# START OF DATA TO PROCESS

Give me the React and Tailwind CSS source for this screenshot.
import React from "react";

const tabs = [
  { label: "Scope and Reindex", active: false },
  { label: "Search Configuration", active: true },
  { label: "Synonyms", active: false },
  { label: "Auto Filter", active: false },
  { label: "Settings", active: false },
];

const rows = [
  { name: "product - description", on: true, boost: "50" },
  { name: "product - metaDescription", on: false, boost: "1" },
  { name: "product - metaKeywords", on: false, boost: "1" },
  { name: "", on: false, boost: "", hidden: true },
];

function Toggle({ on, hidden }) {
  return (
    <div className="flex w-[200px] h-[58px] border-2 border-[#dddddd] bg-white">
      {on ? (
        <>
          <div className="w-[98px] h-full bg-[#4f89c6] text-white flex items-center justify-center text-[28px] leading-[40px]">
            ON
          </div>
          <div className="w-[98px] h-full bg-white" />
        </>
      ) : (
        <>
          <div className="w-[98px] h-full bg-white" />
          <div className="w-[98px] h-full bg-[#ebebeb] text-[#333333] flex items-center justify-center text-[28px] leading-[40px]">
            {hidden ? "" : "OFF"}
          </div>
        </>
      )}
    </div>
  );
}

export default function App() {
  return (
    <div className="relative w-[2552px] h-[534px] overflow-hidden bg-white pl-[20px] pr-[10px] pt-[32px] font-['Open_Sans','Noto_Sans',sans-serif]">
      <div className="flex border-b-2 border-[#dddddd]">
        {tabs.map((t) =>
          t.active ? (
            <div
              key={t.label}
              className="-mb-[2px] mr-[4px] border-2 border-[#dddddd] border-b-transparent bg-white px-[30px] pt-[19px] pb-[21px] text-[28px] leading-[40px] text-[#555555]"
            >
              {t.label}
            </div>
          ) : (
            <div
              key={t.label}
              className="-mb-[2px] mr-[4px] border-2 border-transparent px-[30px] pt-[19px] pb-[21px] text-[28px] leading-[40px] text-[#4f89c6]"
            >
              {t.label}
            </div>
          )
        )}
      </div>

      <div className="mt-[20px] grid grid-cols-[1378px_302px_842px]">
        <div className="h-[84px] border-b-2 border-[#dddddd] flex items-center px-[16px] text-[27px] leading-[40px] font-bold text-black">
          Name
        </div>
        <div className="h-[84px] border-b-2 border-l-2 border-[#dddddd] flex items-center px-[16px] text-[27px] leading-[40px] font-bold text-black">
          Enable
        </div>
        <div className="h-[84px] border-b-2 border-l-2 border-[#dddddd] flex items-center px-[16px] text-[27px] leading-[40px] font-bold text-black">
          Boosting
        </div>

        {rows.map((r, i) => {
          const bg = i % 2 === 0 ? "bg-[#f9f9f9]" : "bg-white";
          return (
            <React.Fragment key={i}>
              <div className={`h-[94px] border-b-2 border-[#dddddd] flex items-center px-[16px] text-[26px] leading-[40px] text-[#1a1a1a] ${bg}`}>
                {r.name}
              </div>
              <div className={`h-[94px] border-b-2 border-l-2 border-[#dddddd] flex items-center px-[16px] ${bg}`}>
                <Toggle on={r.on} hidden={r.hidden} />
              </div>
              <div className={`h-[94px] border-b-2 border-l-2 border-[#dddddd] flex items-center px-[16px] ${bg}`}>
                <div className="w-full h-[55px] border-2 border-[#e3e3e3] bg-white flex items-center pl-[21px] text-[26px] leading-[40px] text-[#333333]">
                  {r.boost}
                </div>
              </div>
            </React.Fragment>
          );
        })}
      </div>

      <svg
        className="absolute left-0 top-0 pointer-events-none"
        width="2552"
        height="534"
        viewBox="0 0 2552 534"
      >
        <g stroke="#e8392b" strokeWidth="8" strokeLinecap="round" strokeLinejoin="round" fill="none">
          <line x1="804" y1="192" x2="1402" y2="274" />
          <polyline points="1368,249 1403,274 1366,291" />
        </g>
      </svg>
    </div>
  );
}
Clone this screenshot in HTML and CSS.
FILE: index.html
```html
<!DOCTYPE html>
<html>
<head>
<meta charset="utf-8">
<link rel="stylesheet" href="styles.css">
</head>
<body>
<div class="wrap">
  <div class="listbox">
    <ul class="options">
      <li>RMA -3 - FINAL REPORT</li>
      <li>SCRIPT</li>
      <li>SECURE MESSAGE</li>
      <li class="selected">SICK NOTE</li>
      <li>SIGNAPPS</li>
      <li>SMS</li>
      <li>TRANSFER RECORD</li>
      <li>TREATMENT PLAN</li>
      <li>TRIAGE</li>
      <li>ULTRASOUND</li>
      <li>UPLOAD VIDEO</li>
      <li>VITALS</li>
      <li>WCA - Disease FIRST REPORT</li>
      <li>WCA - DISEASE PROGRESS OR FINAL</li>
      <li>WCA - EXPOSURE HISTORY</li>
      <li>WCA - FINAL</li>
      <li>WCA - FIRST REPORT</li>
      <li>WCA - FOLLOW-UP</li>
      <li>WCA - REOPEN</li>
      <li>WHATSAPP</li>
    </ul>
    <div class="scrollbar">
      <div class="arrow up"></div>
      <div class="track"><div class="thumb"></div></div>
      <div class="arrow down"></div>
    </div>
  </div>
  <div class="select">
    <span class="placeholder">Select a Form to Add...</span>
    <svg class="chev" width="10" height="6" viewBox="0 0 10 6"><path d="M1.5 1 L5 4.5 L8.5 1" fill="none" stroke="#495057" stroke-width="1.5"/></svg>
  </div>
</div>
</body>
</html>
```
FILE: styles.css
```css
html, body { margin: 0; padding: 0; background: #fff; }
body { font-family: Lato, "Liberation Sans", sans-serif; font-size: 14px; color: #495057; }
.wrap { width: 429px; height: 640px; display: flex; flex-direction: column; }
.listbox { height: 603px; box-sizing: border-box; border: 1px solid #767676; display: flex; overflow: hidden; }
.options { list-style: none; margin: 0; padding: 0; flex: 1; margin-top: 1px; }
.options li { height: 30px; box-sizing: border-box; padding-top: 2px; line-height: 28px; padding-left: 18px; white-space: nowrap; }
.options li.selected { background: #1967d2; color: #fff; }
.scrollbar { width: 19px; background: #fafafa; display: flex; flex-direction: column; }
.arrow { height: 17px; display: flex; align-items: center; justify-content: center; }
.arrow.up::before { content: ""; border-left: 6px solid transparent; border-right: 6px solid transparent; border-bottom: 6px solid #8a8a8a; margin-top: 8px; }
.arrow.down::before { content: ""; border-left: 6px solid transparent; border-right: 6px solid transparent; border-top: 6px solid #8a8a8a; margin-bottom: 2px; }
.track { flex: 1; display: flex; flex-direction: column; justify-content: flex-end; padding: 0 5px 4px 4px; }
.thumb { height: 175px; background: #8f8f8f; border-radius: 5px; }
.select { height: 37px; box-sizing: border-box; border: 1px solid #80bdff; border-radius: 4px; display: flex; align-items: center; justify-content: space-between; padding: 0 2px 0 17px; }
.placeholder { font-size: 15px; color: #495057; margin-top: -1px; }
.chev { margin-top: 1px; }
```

# END OF DATA TO PROCESS

GIVEN EXERCISE |
Retype all of the material above with every character intact.

ANSWER TO THE EXERCISE |
Give me the React and Tailwind CSS source for this screenshot.
import React from "react";

const tabs = [
  { label: "Scope and Reindex", active: false },
  { label: "Search Configuration", active: true },
  { label: "Synonyms", active: false },
  { label: "Auto Filter", active: false },
  { label: "Settings", active: false },
];

const rows = [
  { name: "product - description", on: true, boost: "50" },
  { name: "product - metaDescription", on: false, boost: "1" },
  { name: "product - metaKeywords", on: false, boost: "1" },
  { name: "", on: false, boost: "", hidden: true },
];

function Toggle({ on, hidden }) {
  return (
    <div className="flex w-[200px] h-[58px] border-2 border-[#dddddd] bg-white">
      {on ? (
        <>
          <div className="w-[98px] h-full bg-[#4f89c6] text-white flex items-center justify-center text-[28px] leading-[40px]">
            ON
          </div>
          <div className="w-[98px] h-full bg-white" />
        </>
      ) : (
        <>
          <div className="w-[98px] h-full bg-white" />
          <div className="w-[98px] h-full bg-[#ebebeb] text-[#333333] flex items-center justify-center text-[28px] leading-[40px]">
            {hidden ? "" : "OFF"}
          </div>
        </>
      )}
    </div>
  );
}

export default function App() {
  return (
    <div className="relative w-[2552px] h-[534px] overflow-hidden bg-white pl-[20px] pr-[10px] pt-[32px] font-['Open_Sans','Noto_Sans',sans-serif]">
      <div className="flex border-b-2 border-[#dddddd]">
        {tabs.map((t) =>
          t.active ? (
            <div
              key={t.label}
              className="-mb-[2px] mr-[4px] border-2 border-[#dddddd] border-b-transparent bg-white px-[30px] pt-[19px] pb-[21px] text-[28px] leading-[40px] text-[#555555]"
            >
              {t.label}
            </div>
          ) : (
            <div
              key={t.label}
              className="-mb-[2px] mr-[4px] border-2 border-transparent px-[30px] pt-[19px] pb-[21px] text-[28px] leading-[40px] text-[#4f89c6]"
            >
              {t.label}
            </div>
          )
        )}
      </div>

      <div className="mt-[20px] grid grid-cols-[1378px_302px_842px]">
        <div className="h-[84px] border-b-2 border-[#dddddd] flex items-center px-[16px] text-[27px] leading-[40px] font-bold text-black">
          Name
        </div>
        <div className="h-[84px] border-b-2 border-l-2 border-[#dddddd] flex items-center px-[16px] text-[27px] leading-[40px] font-bold text-black">
          Enable
        </div>
        <div className="h-[84px] border-b-2 border-l-2 border-[#dddddd] flex items-center px-[16px] text-[27px] leading-[40px] font-bold text-black">
          Boosting
        </div>

        {rows.map((r, i) => {
          const bg = i % 2 === 0 ? "bg-[#f9f9f9]" : "bg-white";
          return (
            <React.Fragment key={i}>
              <div className={`h-[94px] border-b-2 border-[#dddddd] flex items-center px-[16px] text-[26px] leading-[40px] text-[#1a1a1a] ${bg}`}>
                {r.name}
              </div>
              <div className={`h-[94px] border-b-2 border-l-2 border-[#dddddd] flex items-center px-[16px] ${bg}`}>
                <Toggle on={r.on} hidden={r.hidden} />
              </div>
              <div className={`h-[94px] border-b-2 border-l-2 border-[#dddddd] flex items-center px-[16px] ${bg}`}>
                <div className="w-full h-[55px] border-2 border-[#e3e3e3] bg-white flex items-center pl-[21px] text-[26px] leading-[40px] text-[#333333]">
                  {r.boost}
                </div>
              </div>
            </React.Fragment>
          );
        })}
      </div>

      <svg
        className="absolute left-0 top-0 pointer-events-none"
        width="2552"
        height="534"
        viewBox="0 0 2552 534"
      >
        <g stroke="#e8392b" strokeWidth="8" strokeLinecap="round" strokeLinejoin="round" fill="none">
          <line x1="804" y1="192" x2="1402" y2="274" />
          <polyline points="1368,249 1403,274 1366,291" />
        </g>
      </svg>
    </div>
  );
}
Clone this screenshot in HTML and CSS.
FILE: index.html
```html
<!DOCTYPE html>
<html>
<head>
<meta charset="utf-8">
<link rel="stylesheet" href="styles.css">
</head>
<body>
<div class="wrap">
  <div class="listbox">
    <ul class="options">
      <li>RMA -3 - FINAL REPORT</li>
      <li>SCRIPT</li>
      <li>SECURE MESSAGE</li>
      <li class="selected">SICK NOTE</li>
      <li>SIGNAPPS</li>
      <li>SMS</li>
      <li>TRANSFER RECORD</li>
      <li>TREATMENT PLAN</li>
      <li>TRIAGE</li>
      <li>ULTRASOUND</li>
      <li>UPLOAD VIDEO</li>
      <li>VITALS</li>
      <li>WCA - Disease FIRST REPORT</li>
      <li>WCA - DISEASE PROGRESS OR FINAL</li>
      <li>WCA - EXPOSURE HISTORY</li>
      <li>WCA - FINAL</li>
      <li>WCA - FIRST REPORT</li>
      <li>WCA - FOLLOW-UP</li>
      <li>WCA - REOPEN</li>
      <li>WHATSAPP</li>
    </ul>
    <div class="scrollbar">
      <div class="arrow up"></div>
      <div class="track"><div class="thumb"></div></div>
      <div class="arrow down"></div>
    </div>
  </div>
  <div class="select">
    <span class="placeholder">Select a Form to Add...</span>
    <svg class="chev" width="10" height="6" viewBox="0 0 10 6"><path d="M1.5 1 L5 4.5 L8.5 1" fill="none" stroke="#495057" stroke-width="1.5"/></svg>
  </div>
</div>
</body>
</html>
```
FILE: styles.css
```css
html, body { margin: 0; padding: 0; background: #fff; }
body { font-family: Lato, "Liberation Sans", sans-serif; font-size: 14px; color: #495057; }
.wrap { width: 429px; height: 640px; display: flex; flex-direction: column; }
.listbox { height: 603px; box-sizing: border-box; border: 1px solid #767676; display: flex; overflow: hidden; }
.options { list-style: none; margin: 0; padding: 0; flex: 1; margin-top: 1px; }
.options li { height: 30px; box-sizing: border-box; padding-top: 2px; line-height: 28px; padding-left: 18px; white-space: nowrap; }
.options li.selected { background: #1967d2; color: #fff; }
.scrollbar { width: 19px; background: #fafafa; display: flex; flex-direction: column; }
.arrow { height: 17px; display: flex; align-items: center; justify-content: center; }
.arrow.up::before { content: ""; border-left: 6px solid transparent; border-right: 6px solid transparent; border-bottom: 6px solid #8a8a8a; margin-top: 8px; }
.arrow.down::before { content: ""; border-left: 6px solid transparent; border-right: 6px solid transparent; border-top: 6px solid #8a8a8a; margin-bottom: 2px; }
.track { flex: 1; display: flex; flex-direction: column; justify-content: flex-end; padding: 0 5px 4px 4px; }
.thumb { height: 175px; background: #8f8f8f; border-radius: 5px; }
.select { height: 37px; box-sizing: border-box; border: 1px solid #80bdff; border-radius: 4px; display: flex; align-items: center; justify-content: space-between; padding: 0 2px 0 17px; }
.placeholder { font-size: 15px; color: #495057; margin-top: -1px; }
.chev { margin-top: 1px; }
```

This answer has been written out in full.